Built this kit a few years back and it goes together very nicely with few fit problems. I used a little chrome foil on the trunk strips, running boards and around the side mounted spares. The three chrome strips on the leading edge of the rear fenders are missing so I carefully scribed three small trenches on each fender and after painting I used a small amount of glue to glue down small strips of electronic silver solder then sprayed my clear, the solder has remained shiny and glued in place.. The tires are plastic and required painting in white then careful masking before doing the black. The second windshield could be wound down into the body so I cut a slot to fit it into, it now looks more like the real thing and the fit of the windshield is more secure in what otherwise is just a butt joint.. Some engine detailing and the kit was finished. In someways I prefer to builld the Italeri brass era classics better then the Monogram ones (a little better detailing). Painted mine in TS-11 Maroon with a beige interior. Mine was the first of the pre-war classics that I had built in many years and I was pleased by how well it went together and how impressively big it looks sitting on the shelf. I think you'll really enjoy your build.

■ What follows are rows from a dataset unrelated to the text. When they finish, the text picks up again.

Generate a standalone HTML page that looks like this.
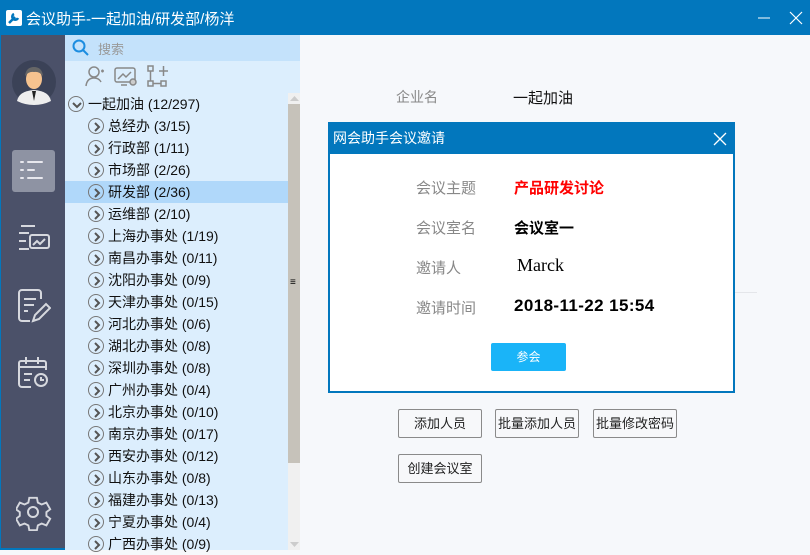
<!DOCTYPE html>
<html><head><meta charset="utf-8"><style>
*{margin:0;padding:0;box-sizing:border-box}
body{width:810px;height:550px;overflow:hidden;font-family:"Liberation Sans","Noto Sans CJK SC",sans-serif;background:#f6f8fb;position:relative;font-size:14px}
.abs{position:absolute}
#title{left:0;top:0;width:810px;height:35px;background:#0277bd;color:#fff;font-size:15px}
#side{left:0;top:35px;width:65px;height:515px;background:#4b5169;border-left:1px solid #0277bd;border-bottom:2px solid #0277bd}
#tree{left:65px;top:35px;width:235px;height:515px;background:#dceefd}
.row{position:absolute;left:0;width:223px;height:22px;line-height:22px;font-size:14px;color:#111}
.ci{position:absolute;top:3px;width:16px;height:16px;border:1.5px solid #777;border-radius:50%}
.ci svg{position:absolute;left:2px;top:2px}
.btn{position:absolute;height:29px;border:1px solid #8a8a8a;border-radius:2px;background:#f7f8fa;font-size:13px;color:#222;text-align:center;line-height:27px}
.lab{position:absolute;left:86px;color:#888;font-size:15px}
</style></head><body>
<div id="title" class="abs">
 <div class="abs" style="left:6px;top:10px;width:16px;height:16px;background:#fff;border-radius:2px"><svg width="16" height="16"><path d="M3 13 L9 7 M8 4 a3 3 0 1 0 4 4" stroke="#0277bd" stroke-width="2.5" fill="none"/></svg></div>
 <div class="abs" style="left:26px;top:8px">会议助手-一起加油/研发部/杨洋</div>
 <svg class="abs" style="left:758px;top:10px" width="50" height="16"><path d="M0 8H12" stroke="#fff"/><path d="M32 2L44 14M44 2L32 14" stroke="#fff" stroke-width="1.2"/></svg>
</div>
<div id="side" class="abs">
 <svg class="abs" style="left:10px;top:24px" width="46" height="46"><circle cx="23" cy="23" r="22" fill="#3b4257"/><path d="M6 42 Q8 32 23 31 Q38 32 40 42 Q32 46 23 46 Q14 46 6 42Z" fill="#eee"/><path d="M21 32 L23 42 L25 32Z" fill="#222"/><ellipse cx="23" cy="20" rx="8" ry="10" fill="#f6c38f"/><path d="M14 17 Q15 8 23 8 Q31 8 32 17 Q28 12 23 13 Q18 12 14 17Z" fill="#666"/></svg>
 <div class="abs" style="left:11px;top:115px;width:43px;height:42px;background:#8e93a3;border-radius:3px"></div>
 <svg class="abs" style="left:11px;top:115px" width="43" height="42" stroke="#e8e8ee" stroke-width="2" stroke-linecap="round"><path d="M9 12h2M16 12h14M9 20h2M16 20h6M9 28h2M16 28h14"/></svg>
 <svg class="abs" style="left:16px;top:188px" width="34" height="30" stroke="#d6d8de" stroke-width="2" fill="none"><path d="M4 3h14M2 10h10M2 18h7M2 26h10"/><rect x="13" y="12" width="19" height="13" rx="2"/><path d="M16 22l4-4 3 3 5-5"/></svg>
 <svg class="abs" style="left:16px;top:252px" width="34" height="36" stroke="#d6d8de" stroke-width="2" fill="none"><path d="M24 12V6a3 3 0 0 0-3-3H5a3 3 0 0 0-3 3v25a3 3 0 0 0 3 3h8"/><path d="M7 12h12M7 18h10M7 24h4"/><path d="M16 34l2-6 11-11 4 4-11 11z"/></svg>
 <svg class="abs" style="left:16px;top:318px" width="34" height="36" stroke="#d6d8de" stroke-width="2" fill="none"><path d="M24 8h3a2 2 0 0 1 2 2v7M14 34H5a3 3 0 0 1-3-3V10a2 2 0 0 1 2-2h20"/><path d="M9 4v7M21 4v7M2 14h27M7 21h8M7 27h6"/><circle cx="24" cy="27" r="6"/><path d="M24 24v3h3"/></svg>
 <svg class="abs" style="left:15px;top:460px" width="36" height="36" stroke="#d6d8de" stroke-width="2" fill="none"><path d="M14 3h8l1 5 4 2 5-2 4 7-4 3v4l4 3-4 7-5-2-4 2-1 5h-8l-1-5-4-2-5 2-4-7 4-3v-4l-4-3 4-7 5 2 4-2z" transform="scale(0.95)"/><circle cx="17" cy="17" r="5"/></svg>
</div>
<div id="tree" class="abs">
 <div class="abs" style="left:0;top:0;width:235px;height:26px;background:#c4e2fb"></div>
 <svg class="abs" style="left:7px;top:4px" width="18" height="18" stroke="#1c8de0" stroke-width="2" fill="none"><circle cx="7" cy="7" r="5.5"/><path d="M11 11l5 5"/></svg>
 <div class="abs" style="left:33px;top:4px;color:#999;font-size:13px">搜索</div>
 <svg class="abs" style="left:18px;top:28px" width="90" height="26" stroke="#888" stroke-width="1.5" fill="none"><circle cx="11" cy="9" r="5"/><path d="M3 23q1-8 8-8q5 0 7 4M18 8h3M19.5 6.5v3"/><rect x="32" y="5" width="20" height="14" rx="2"/><path d="M35 16l5-5 3 3 5-5M38 22h6"/><circle cx="50" cy="19" r="3" fill="#ccc"/><rect x="65" y="3" width="5" height="5"/><rect x="65" y="18" width="5" height="5"/><rect x="78" y="18" width="5" height="5"/><path d="M67.5 8v10M70 20.5h8M80.5 3v10M76 8h9"/></svg>
 <div class="abs" style="left:223px;top:58px;width:12px;height:457px;background:#f0f0f0"></div>
 <div class="abs" style="left:223px;top:69px;width:12px;height:359px;background:#c6c2ba"></div>
 <div class="abs" style="left:225px;top:244px;font-size:10px;line-height:8px">≡</div>
 <svg class="abs" style="left:225px;top:61px" width="9" height="6"><path d="M0 5L4.5 0L9 5Z" fill="#ccc"/></svg>
 <svg class="abs" style="left:225px;top:507px" width="9" height="6"><path d="M0 0L4.5 5L9 0Z" fill="#ccc"/></svg>
 <div class="abs" style="left:0;top:146px;width:223px;height:22px;background:#b0d8fa"></div>
 <div id="rows"></div>
</div>
<script>
var d=[["一起加油 (12/297)",1],["总经办 (3/15)"],["行政部 (1/11)"],["市场部 (2/26)"],["研发部 (2/36)"],["运维部 (2/10)"],["上海办事处 (1/19)"],["南昌办事处 (0/11)"],["沈阳办事处 (0/9)"],["天津办事处 (0/15)"],["河北办事处 (0/6)"],["湖北办事处 (0/8)"],["深圳办事处 (0/8)"],["广州办事处 (0/4)"],["北京办事处 (0/10)"],["南京办事处 (0/17)"],["西安办事处 (0/12)"],["山东办事处 (0/8)"],["福建办事处 (0/13)"],["宁夏办事处 (0/4)"],["广西办事处 (0/9)"]];
var h="";d.forEach(function(r,i){var top=58+i*22,l=r[1]?3:23;
var arr=r[1]?'<path d="M2 4l4 4 4-4" stroke="#555" stroke-width="2" fill="none"/>':'<path d="M4 2l4 4-4 4" stroke="#555" stroke-width="2" fill="none"/>';
h+='<div class="row" style="top:'+top+'px"><div class="ci" style="left:'+l+'px"><svg width="12" height="12">'+arr+'</svg></div><span style="position:absolute;left:'+(l+20)+'px">'+r[0]+'</span></div>';});
document.getElementById("rows").innerHTML=h;
</script>
<div class="abs" style="left:396px;top:87px;color:#888;font-size:14px">企业名</div>
<div class="abs" style="left:513px;top:87px;color:#111;font-size:15px">一起加油</div>
<div class="abs" style="left:735px;top:292px;width:22px;height:1px;background:#e4e6ea"></div>
<div class="abs" style="left:328px;top:122px;width:407px;height:271px;background:#fff;border:2px solid #0277bd">
 <div class="abs" style="left:-2px;top:-2px;width:407px;height:32px;background:#0277bd;color:#fff;font-size:14px;line-height:32px;padding-left:5px">网会助手会议邀请</div>
 <svg class="abs" style="left:383px;top:8px" width="14" height="14" stroke="#fff" stroke-width="1.3"><path d="M1 1l12 12M13 1L1 13"/></svg>
 <div class="lab" style="top:53px">会议主题</div>
 <div class="abs" style="left:184px;top:53px;color:#f00;font-weight:bold;font-size:15px">产品研发讨论</div>
 <div class="lab" style="top:93px">会议室名</div>
 <div class="abs" style="left:184px;top:93px;color:#000;font-weight:bold;font-size:15px">会议室一</div>
 <div class="lab" style="top:133px">邀请人</div>
 <div class="abs" style="left:187px;top:131px;color:#000;font-family:'Liberation Serif',serif;font-size:18px">Marck</div>
 <div class="lab" style="top:173px">邀请时间</div>
 <div class="abs" style="left:184px;top:172px;color:#000;font-weight:bold;font-size:17px;letter-spacing:0.4px">2018-11-22 15:54</div>
 <div class="abs" style="left:161px;top:219px;width:75px;height:28px;background:#1ab4f8;color:#fff;font-size:12px;text-align:center;line-height:28px;border-radius:2px">参会</div>
</div>
<div class="btn" style="left:398px;top:409px;width:84px">添加人员</div>
<div class="btn" style="left:495px;top:409px;width:84px">批量添加人员</div>
<div class="btn" style="left:593px;top:409px;width:84px">批量修改密码</div>
<div class="btn" style="left:398px;top:454px;width:84px">创建会议室</div>
</body></html>
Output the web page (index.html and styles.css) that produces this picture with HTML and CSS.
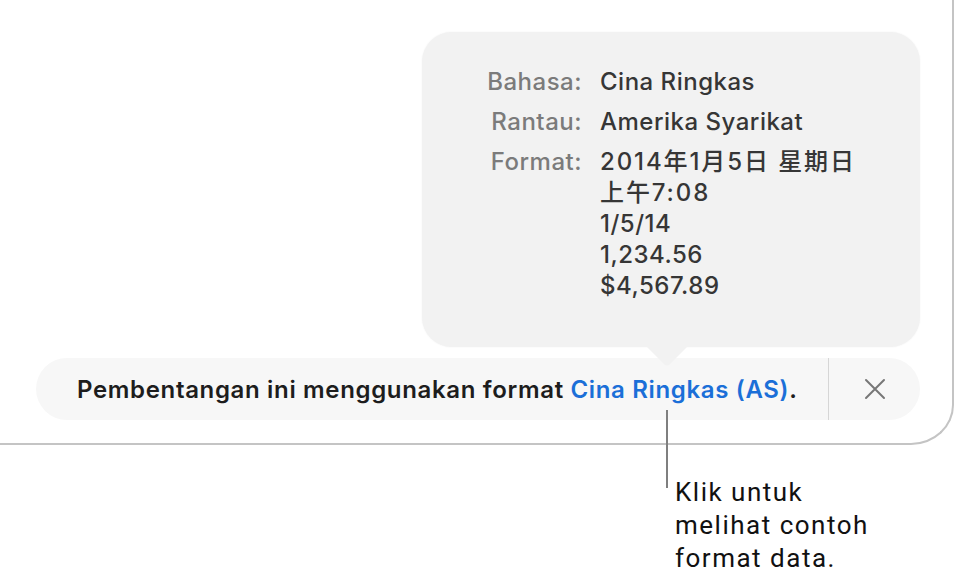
FILE: index.html
```html
<!DOCTYPE html>
<html lang="ms">
<head>
<meta charset="utf-8">
<link rel="stylesheet" href="styles.css">
</head>
<body>
<div class="window">
  <div class="popover">
    <div class="info">
      <div class="label">Bahasa:</div>
      <div class="value">Cina Ringkas</div>
      <div class="label">Rantau:</div>
      <div class="value">Amerika Syarikat</div>
      <div class="label">Format:</div>
      <div class="value lines">
        <span class="cjk">2014年1月5日 星期日</span>
        <span class="cjk">上午7:08</span>
        <span>1/5/14</span>
        <span>1,234.56</span>
        <span>$4,567.89</span>
      </div>
    </div>
    <svg class="arrow" width="40" height="20" viewBox="0 0 40 20"><path d="M0 0 H40 L23 17 Q20 20 17 17 Z" fill="#f2f2f2"/></svg>
  </div>
  <div class="bar">
    <div class="message">Pembentangan ini menggunakan format <span class="link">Cina Ringkas (AS)</span>.</div>
    <div class="sep"></div>
    <div class="close">
      <svg width="22" height="22" viewBox="0 0 22 22"><path d="M2 2 L20 20 M20 2 L2 20" stroke="#777" stroke-width="2" stroke-linecap="round" fill="none"/></svg>
    </div>
  </div>
</div>
<div class="callout">
  <div class="leader"></div>
  <div class="callout-text">Klik untuk<br>melihat contoh<br>format data.</div>
</div>
</body>
</html>
```

FILE: styles.css
```css
html, body {
  margin: 0;
  padding: 0;
  background: #fff;
}
body {
  font-family: Inter, "Noto Sans CJK SC", sans-serif;
  width: 958px;
  height: 577px;
  overflow: hidden;
}
.window {
  width: 952px;
  height: 443px;
  border-right: 2px solid #c4c4c4;
  border-bottom: 2px solid #c4c4c4;
  border-bottom-right-radius: 43px 40px;
  display: flex;
  flex-direction: column;
  box-sizing: content-box;
}
.popover {
  position: relative;
  margin-top: 32px;
  margin-left: 422px;
  width: 498px;
  height: 315px;
  box-sizing: border-box;
  background: #f2f2f2;
  border-radius: 30px;
  box-shadow: 0 0 2px rgba(0,0,0,0.06);
  padding-top: 34px;
  z-index: 2;
}
.info {
  display: grid;
  grid-template-columns: 160px auto;
  column-gap: 18px;
  row-gap: 8px;
  font-size: 24px;
  letter-spacing: 0.5px;
  line-height: 32px;
}
.label {
  text-align: right;
  color: #7b7b7b;
  font-weight: 500;
}
.value {
  color: #363636;
  font-weight: 500;
}
.lines {
  display: flex;
  flex-direction: column;
  line-height: 31px;
}
.cjk {
  letter-spacing: 1.9px;
}
.arrow {
  position: absolute;
  left: 225px;
  top: 315px;
}
.bar {
  margin-top: 11px;
  margin-left: 36px;
  width: 884px;
  height: 62px;
  background: #f7f7f7;
  border-radius: 31px;
  display: flex;
  align-items: center;
}
.message {
  flex: 1;
  padding-left: 41px;
  font-size: 24px;
  font-weight: 600;
  color: #1d1d1d;
  letter-spacing: 0.66px;
}
.link {
  color: #1b6fd8;
}
.sep {
  width: 1.5px;
  align-self: stretch;
  background: #d6d6d6;
}
.close {
  width: 91px;
  display: flex;
  justify-content: center;
  align-items: center;
}
.callout {
  position: relative;
  margin-left: 666px;
  margin-top: 31px;
  display: flex;
}
.leader {
  position: absolute;
  left: 0;
  top: -66px;
  width: 2px;
  height: 78px;
  background: #7f7f7f;
}
.callout-text {
  margin-left: 9px;
  font-family: Roboto, sans-serif;
  font-size: 26px;
  letter-spacing: 1.5px;
  line-height: 33px;
  color: #111;
}
```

Yep...looks like the old mpc kit with the hood that doesn't sit quite flush with the body. I believe that kit is coming back out sometime this year. With some extra work it can also be converted back to a '74. You've done a great job building it as it is. I love the exterior colour although I think it would look better with standard factory rims, but then that's just my opinion.
I like the colour scheme that you have right there, the light blue metallic over a grey interior is sharp. I've done a couple of models in colours similar to this one using rattle cans. One was done with Tamiya TS-58 Pearl Light Blue, and another was a Ferrari done in a duplicolor color called Avignon Blue. As the previous poster suggested check out the duplicolor rack at your hardware or auto supply store I'm sure you'l find something close and also check out the Tamiya rack at your LHS Tamiya have put out some very nice blues in their synthetic lacquer range and Tamiya is so easy to apply. Good luck and look forward to seeing what will be a beautifull model once it is done.
While most of these are a little off topic for a model car board I recently obtained a small cache of partially built & unbuilt kits from a family member who has had to go into a care home and can no longer model. I'll enjoy building or restoring a number of these kits but I've also enjoyed researching the history of a few of the oldest kits. Some of the kits include: -a small Wells Fargo stagecoach dating to a Revell/Adams collaboration in the early '50s -a 1o 1 early European flintlock handgun by Pyro, another modelling company from the distant past -a large civil war style canon, maker not yet determined) -several open wheel race cars -several Star Wars kits from the '80s -some armour kits, a couple of semi kits, several Monogram brass era classic cars
It's not that I needed more models to build but I wasn't about to turn freebies down.